また、両国の国境付近で珍しいのは、ブルネイに入る手前のマレーシア側にアルコール類を売る酒屋とパブが林立していることです。これは、ブルネイがイスラムの教義に厳格で、国内でのアルコールの販売をいっさい認めない禁酒政策を取っているためです。

ブルネイ人でもイスラム教徒でない住民やさほど敬虔でないイスラム教徒は、国境からマレーシア側に出てこれらのパブで酒を飲むか、旅行者として持ち込みが認められている量(ビールの缶なら12本、ボトル類は2本まで)を酒屋で買い込んで持ち帰るのです。若いブルネイ人女性のグループが、パブのテーブルにビールの瓶を何十本も並べて昼間から飲みふけっている様子は、両国の国境ならではといえるでしょう。

目的地に近づいたものの、夕方から南国特有の強烈なスコール(ゲリラ豪雨)にみまわれ、最後の数十キロは雨と闇の中での峠越えドライブとなって相当に消耗しました。それでもなんとか無事にコタキナバルに到着することができ、この地域でも随一のシーフード料理と冷たいビールで旅の疲れを吹き飛ばすことができました。

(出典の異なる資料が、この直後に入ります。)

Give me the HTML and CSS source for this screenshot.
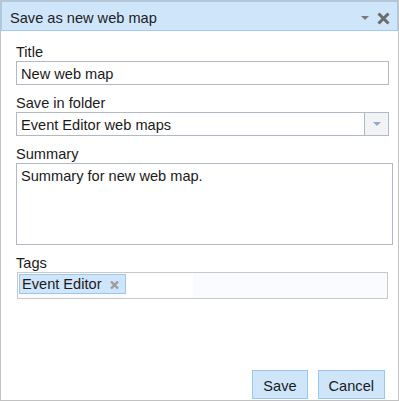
FILE: index.html
```html
<!DOCTYPE html>
<html lang="en">
<head>
    <meta charset="UTF-8">
    <meta name="viewport" content="width=device-width, initial-scale=1.0">
    <title>Save as new web map</title>
    <link rel="stylesheet" href="styles.css">
</head>
<body>
    <div class="dialog">
        <div class="titlebar">
            <span class="title">Save as new web map</span>
            <svg class="menu-icon" width="8" height="4" viewBox="0 0 8 4"><polygon points="0,0 8,0 4,4" fill="#7a7a7a"/></svg>
            <svg class="close-icon" width="13" height="13" viewBox="0 0 13 13">
                <path d="M1.5 1.5 L11.5 11.5 M11.5 1.5 L1.5 11.5" stroke="#6b6b6b" stroke-width="3" fill="none"/>
            </svg>
        </div>
        <div class="content">
            <label class="field-label" for="mapTitle">Title</label>
            <input class="text-box" id="mapTitle" type="text" value="New web map">

            <div class="field-label">Save in folder</div>
            <div class="select-box">
                <span class="select-value">Event Editor web maps</span>
                <span class="select-arrow">
                    <svg width="8" height="4" viewBox="0 0 8 4"><polygon points="0,0 8,0 4,4" fill="#94a9cc"/></svg>
                </span>
            </div>

            <label class="field-label" for="mapSummary">Summary</label>
            <textarea class="text-area" id="mapSummary">Summary for new web map.</textarea>

            <div class="field-label">Tags</div>
            <div class="tag-box">
                <span class="tag">Event Editor
                    <svg class="tag-remove" width="9" height="8" viewBox="0 0 9 8">
                        <path d="M1 0.5 L8 7.5 M8 0.5 L1 7.5" stroke="#9c9c9c" stroke-width="2.4" fill="none"/>
                    </svg>
                </span>
                <span class="tag-input"></span>
            </div>
        </div>
        <div class="footer">
            <button class="btn">Save</button>
            <button class="btn">Cancel</button>
        </div>
    </div>
</body>
</html>
```

FILE: styles.css
```css
body {
    margin: 0;
    font-family: "Liberation Sans", Arial, sans-serif;
    font-size: 14.6px;
    color: #1a1a1a;
    background: #fff;
}
.dialog {
    width: 399px;
    height: 401px;
    box-sizing: border-box;
    border: 1px solid #c3c3c3;
    display: flex;
    flex-direction: column;
}
.titlebar {
    height: 30px;
    box-sizing: border-box;
    border: 1px solid #a3cbf0;
    background-color: #cfe5fa;
    display: flex;
    align-items: center;
    padding: 4px 7px 0 8px;
}
.title {
    flex: 1;
    line-height: 17px;
    color: #222;
}
.menu-icon {
    margin-right: 8px;
}
.content {
    flex: 1;
    padding: 13px 9px 0 15px;
}
.field-label {
    display: block;
    line-height: 17px;
}
.text-box {
    display: block;
    width: 100%;
    height: 24px;
    box-sizing: border-box;
    margin: 0 0 10px 0;
    border: 1px solid #b3b8c6;
    padding: 2px 4px 0 4px;
    font: inherit;
    line-height: 20px;
    color: #1a1a1a;
    outline: none;
}
.select-box {
    height: 24px;
    box-sizing: border-box;
    margin-bottom: 10px;
    border: 1px solid #b3b8c6;
    display: flex;
}
.select-value {
    flex: 1;
    padding: 2px 4px 0 4px;
    line-height: 20px;
}
.select-arrow {
    width: 24px;
    box-sizing: border-box;
    border-left: 1px solid #b3b8c6;
    background-color: #f2f3f5;
    display: flex;
    align-items: center;
    justify-content: center;
}
.text-area {
    display: block;
    width: 377px;
    height: 82px;
    box-sizing: border-box;
    margin: 0 0 10px 0;
    border: 1px solid #b3b8c6;
    padding: 2px 4px;
    font: inherit;
    line-height: 20px;
    color: #1a1a1a;
    resize: none;
    outline: none;
}
.tag-box {
    width: 371px;
    height: 27px;
    box-sizing: border-box;
    margin-left: 1px;
    border: 1px solid #c9c9c9;
    background-color: #f9fbfe;
    display: flex;
    align-items: flex-start;
}
.tag {
    margin: 1px 0 0 1px;
    height: 20px;
    box-sizing: border-box;
    border: 1px solid #9bc7ee;
    background-color: #cfe5fa;
    padding: 0 6px 0 2px;
    line-height: 18px;
    display: flex;
    align-items: center;
}
.tag-remove {
    margin-left: 8px;
    margin-top: 1px;
}
.tag-input {
    align-self: stretch;
    width: 67px;
    background-color: #fff;
}
.footer {
    display: flex;
    justify-content: flex-end;
    gap: 10px;
    padding: 0 13px 1px 0;
}
.btn {
    height: 29px;
    box-sizing: border-box;
    border: 1px solid #9bc7ee;
    background-color: #cfe5fa;
    padding: 3px 10px 0 10px;
    margin: 0;
    font: inherit;
    line-height: 24px;
    color: #1a1a1a;
    border-radius: 0;
}
```
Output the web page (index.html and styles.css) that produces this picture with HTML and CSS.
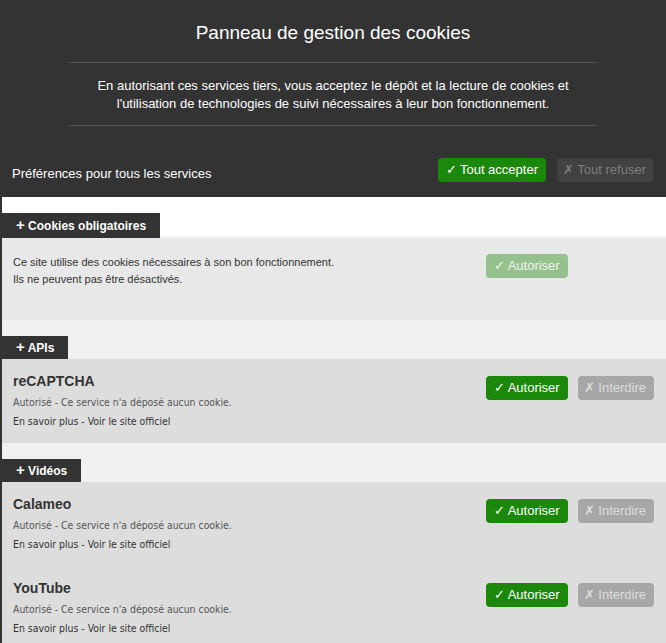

このときのドライブを含め、ブルネイ滞在中の10日ほどの間に国内一周、さらに東西の国境を隔てた隣国へ車で出かけ、合計10回の国境越えをしました。日本との間の出入国を含めて、この間にパスポートに押されたブルネイとマレーシアのビザのハンコは全部で22個、それだけで3ページ分が埋められました。
 多少の体力はいりますが、陸路の旅、おすすめです。